The Blue Heron, part 1
After two years, I wouldn’t say I’m in mourning anymore.
I would say I feel a lack of closure about a few things, but I don’t even know what those “things” are.
I would say I’m uncertain. Unsure of how to write about the night my mother died in August, 2019, not only because the experience was surreal on so many levels, (as surreal to anyone as the death of a parent or loved one can be, I suppose.) I guess I felt our relationship in particular came with heavy baggage, whether we intended that or not, and despite the fact that we’d resolved so much. Part of the reason for my ambivalence and confusion must be the events of the two years following her death, to the present, which have been full of so much other illness and crisis, but in which I think I stumbled upon a few realizations, some I’d rather not face.
Maybe these things are clear to everyone else, but I’m a terribly slow learner, and, just in case they aren’t clear, I’ll tell you. When your parents die, and I think especially when your mother dies, if it hasn’t already, it becomes quite apparent that you are next.

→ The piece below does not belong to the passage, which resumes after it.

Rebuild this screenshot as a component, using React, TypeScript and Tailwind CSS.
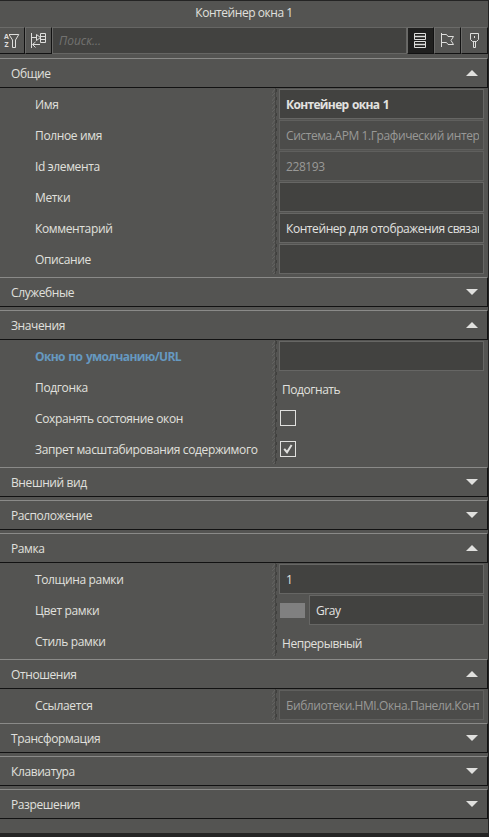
import { useState } from "react";
import type { ReactNode } from "react";
import clsx from "clsx";

type Field =
  | { label: string; kind: "input"; value: string; bold?: boolean; readOnly?: boolean; changed?: boolean }
  | { label: string; kind: "text"; value: string }
  | { label: string; kind: "check"; checked: boolean }
  | { label: string; kind: "color"; value: string };

interface Group {
  title: string;
  open: boolean;
  fields: Field[];
}

const GROUPS: Group[] = [
  {
    title: "Общие",
    open: true,
    fields: [
      { label: "Имя", kind: "input", value: "Контейнер окна 1", bold: true },
      { label: "Полное имя", kind: "input", value: "Система.АРМ 1.Графический интерфейс", readOnly: true },
      { label: "Id элемента", kind: "input", value: "228193", readOnly: true },
      { label: "Метки", kind: "input", value: "" },
      { label: "Комментарий", kind: "input", value: "Контейнер для отображения связанных окон" },
      { label: "Описание", kind: "input", value: "" },
    ],
  },
  { title: "Служебные", open: false, fields: [] },
  {
    title: "Значения",
    open: true,
    fields: [
      { label: "Окно по умолчанию/URL", kind: "input", value: "", changed: true },
      { label: "Подгонка", kind: "text", value: "Подогнать" },
      { label: "Сохранять состояние окон", kind: "check", checked: false },
      { label: "Запрет масштабирования содержимого", kind: "check", checked: true },
    ],
  },
  { title: "Внешний вид", open: false, fields: [] },
  { title: "Расположение", open: false, fields: [] },
  {
    title: "Рамка",
    open: true,
    fields: [
      { label: "Толщина рамки", kind: "input", value: "1" },
      { label: "Цвет рамки", kind: "color", value: "Gray" },
      { label: "Стиль рамки", kind: "text", value: "Непрерывный" },
    ],
  },
  {
    title: "Отношения",
    open: true,
    fields: [{ label: "Ссылается", kind: "input", value: "Библиотеки.HMI.Окна.Панели.Контейнер", readOnly: true }],
  },
  { title: "Трансформация", open: false, fields: [] },
  { title: "Клавиатура", open: false, fields: [] },
  { title: "Разрешения", open: false, fields: [] },
];

function SortFilterIcon() {
  return (
    <span className="flex">
      <span className="flex w-[5px] flex-col text-[7px] leading-[8px] font-bold tracking-normal text-[#dededc]">
        <span>A</span>
        <span>Z</span>
      </span>
      <svg width="11" height="16" viewBox="0 0 11 16" fill="none" stroke="#dededc">
        <path d="M0 1.5h9.8L6.5 7v7.5h-3V7L.3 2" />
      </svg>
    </span>
  );
}

function TreeIcon() {
  return (
    <svg width="16" height="16" viewBox="0 0 16 16" fill="none" stroke="#dededc">
      <path d="M.5 0v15M.5 4.5H5M5.5 1.5v6l4-3zM9.5.5h5v9h-5zM9.5 3.5h5M9.5 6.5h5M2 11.5h7M4.5 9l-3 2.5 3 3" />
    </svg>
  );
}

function ListIcon() {
  return (
    <svg width="12" height="15" viewBox="0 0 12 15" fill="none" stroke="#dededc">
      <path d="M.5.5h11v6H.5zM.5 8.5h11v6H.5z" />
      <path d="M0 3.5h12M0 11.5h12" strokeWidth="1.6" />
    </svg>
  );
}

function FlagIcon() {
  return (
    <svg width="14" height="15" viewBox="0 0 14 15" fill="none" stroke="#dededc">
      <path d="M.5 0v14M.5 1.5h5l1.5 2h5.5l-2.5 4 2.5 4H7l-1.5-2h-5" />
    </svg>
  );
}

function PinIcon() {
  return (
    <svg width="9" height="15" viewBox="0 0 9 15" fill="none" stroke="#dededc">
      <path d="M.5.5h8v6l-2 2h-4l-2-2zM3.5 8.5v6h2v-6" />
      <path d="M4 3h1v2H4z" fill="#dededc" stroke="none" />
    </svg>
  );
}

function ToolButton({ children, className, label }: { children: ReactNode; className?: string; label: string }) {
  return (
    <button
      aria-label={label}
      className={clsx(
        "flex h-[27px] shrink-0 items-center border-t border-b border-t-[#6b6b69] border-r border-b-[#121212] border-r-[#121212]",
        className,
      )}
    >
      {children}
    </button>
  );
}

function TextBox({ value, bold, readOnly }: { value: string; bold?: boolean; readOnly?: boolean }) {
  return (
    <div
      className={clsx(
        "mt-px flex h-[30px] min-w-0 flex-1 items-center border px-1 pt-0.5",
        readOnly ? "border-[#5f5f5d] bg-[#4c4c4a] text-[#999997]" : "border-[#666664] bg-[#424240] text-[#e2e2e0]",
      )}
    >
      <span
        className={clsx(
          "w-full overflow-hidden pl-0.5 whitespace-nowrap",
          bold ? "font-bold tracking-[-0.66px] [word-spacing:1px]" : "tracking-[-0.42px]",
        )}
      >
        {value}
      </span>
    </div>
  );
}

function FieldEditor({ field }: { field: Field }) {
  switch (field.kind) {
    case "input":
      return <TextBox value={field.value} bold={field.bold} readOnly={field.readOnly} />;
    case "text":
      return <span className="mt-[7px] ml-[3px] self-center tracking-[-0.45px]">{field.value}</span>;
    case "color":
      return (
        <>
          <div className="mt-0.5 mr-1 ml-px h-[15px] w-[25px] self-center bg-[#808080]" />
          <TextBox value={field.value} />
        </>
      );
    case "check":
      return (
        <div className="ml-px flex size-4 items-center justify-center self-center border border-[#e0e0de]">
          {field.checked && (
            <svg width="10" height="10" viewBox="0 0 10 10" fill="none" stroke="#e0e0de" strokeWidth="2">
              <path d="M1.2 4.8l2.8 3.4L8.6 1" />
            </svg>
          )}
        </div>
      );
  }
}

function Splitter() {
  return (
    <svg width="5" height="31" className="shrink-0" fill="none">
      <defs>
        <pattern id="grip" width="5" height="8" patternUnits="userSpaceOnUse">
          <path d="M3.5 0v8" stroke="#444442" />
          <path d="M0 5l3-4M0 8l3-3" stroke="#636361" />
          <path d="M4.5 1v3" stroke="#3f3f3d" />
        </pattern>
      </defs>
      <rect width="5" height="31" fill="url(#grip)" />
    </svg>
  );
}

function FieldRow({ field }: { field: Field }) {
  const changed = field.kind === "input" && field.changed;
  return (
    <div className="flex h-[31px] pr-1">
      <div
        className={clsx(
          "flex w-[272px] items-center pt-[3px] pl-[35px] whitespace-nowrap",
          changed && "font-bold tracking-[-0.62px] text-[#6699c0] [word-spacing:1px]",
        )}
      >
        {field.label}
      </div>
      <Splitter />
      <div className="ml-0.5 flex min-w-0 flex-1">
        <FieldEditor field={field} />
      </div>
    </div>
  );
}

export default function App() {
  const [open, setOpen] = useState(GROUPS.map((g) => g.open));

  const toggle = (index: number) => setOpen((prev) => prev.map((v, i) => (i === index ? !v : v)));

  return (
    <div className="h-[837px] w-[489px] overflow-hidden border-t border-r border-b-4 border-[#242424] bg-[#545452] font-['Open_Sans','Noto_Sans',sans-serif] text-[12px] leading-4 tracking-[-0.36px] text-[#e0e0de]">
      <div className="flex h-[26px] items-center justify-center pb-0.5 tracking-[-0.45px]">Контейнер окна 1</div>

      <div className="mb-1 flex">
        <ToolButton label="Сортировка" className="w-[25px] pl-1">
          <SortFilterIcon />
        </ToolButton>
        <ToolButton label="Дерево" className="w-[27px] border-l border-l-[#6b6b69] pl-[5px]">
          <TreeIcon />
        </ToolButton>
        <div className="flex h-[27px] min-w-0 flex-1 items-center border border-[#666664] bg-[#424240] px-1.5 pt-px tracking-normal text-[#727270] italic">
          Поиск...
        </div>
        <ToolButton label="Категории" className="w-[27px] border-l border-l-[#6b6b69] bg-[#20201f] pl-1.5">
          <ListIcon />
        </ToolButton>
        <ToolButton label="Флаг" className="w-[27px] border-l border-l-[#6b6b69] pl-1.5">
          <FlagIcon />
        </ToolButton>
        <ToolButton label="Закрепить" className="w-[27px] border-l border-l-[#6b6b69] pl-2">
          <PinIcon />
        </ToolButton>
      </div>

      {GROUPS.map((group, i) => (
        <section key={group.title} className="mb-[3px]">
          <button
            onClick={() => toggle(i)}
            className="flex h-[30px] w-full items-center justify-between border-t border-r border-b border-t-[#8a8a88] border-r-[#121212] border-b-[#121212] pt-px pr-[9px] pl-[11px] tracking-[-0.4px]"
          >
            <span className="pt-px">{group.title}</span>
            <svg width="12" height="6" fill="#e0e0de" className="mb-px">
              <path d={open[i] ? "M0 6L6 0l6 6z" : "M0 0h12L6 6z"} />
            </svg>
          </button>
          {open[i] && group.fields.map((field) => <FieldRow key={field.label} field={field} />)}
        </section>
      ))}
    </div>
  );
}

The realization isn’t so much frightening, except maybe when, waking at odd hours of the night, you realize how much just the mere reassurance of their existence (the existence you took for granted) helped comfort you, and you see with stark clarity that the days of being a child to your parents are definitely over, were long over when you were in the business of helping to care for them as they aged and failed (my parents seemed to age and fail quite rapidly, although it was really over a period of 6-10 years; but that’s another thing: as you get older yourself, time appears to accelerate. Suddenly you see that your own remaining days are finite, countable.)
Today we receive reminders on our cell phones, of photos taken fifteen years ago. If you’re over fifty, you might stop and scratch your head a moment wondering how fifteen years passed so quickly, how the photo scenarios seemed to have happened yesterday. Funny how I used to remark inwardly, 30 or 40 years ago, on those “quaint” comments made by elderly relatives when they, without the wonders of a cell phone, said the same thing about the passing of time on occasions when we met. Back then their words had little meaning for me. I vaguely thought I knew I had more time than they did.
I’m aware I don’t want to wax so nostalgic about the past that I don’t enjoy every moment of the present, especially now. Not that I didn’t before. I have been, and am, fully alive, and my life has involved a lot of joy, a lot of pain, a lot of my own drama, but still, I lived and continue to live conscious of the miracle of each day (although I confess when I’m feeling blue I don’t consider each day a miracle but something to grind through.)
But I felt I needed to preface what follows about the night my mother died with these words about the fallout in the last two years. For a few months after both of my parents died, I struggled to get out of bed every day. Their deaths were momentous occasions, but I have to admit, my mother’s death had the most powerful effect on me.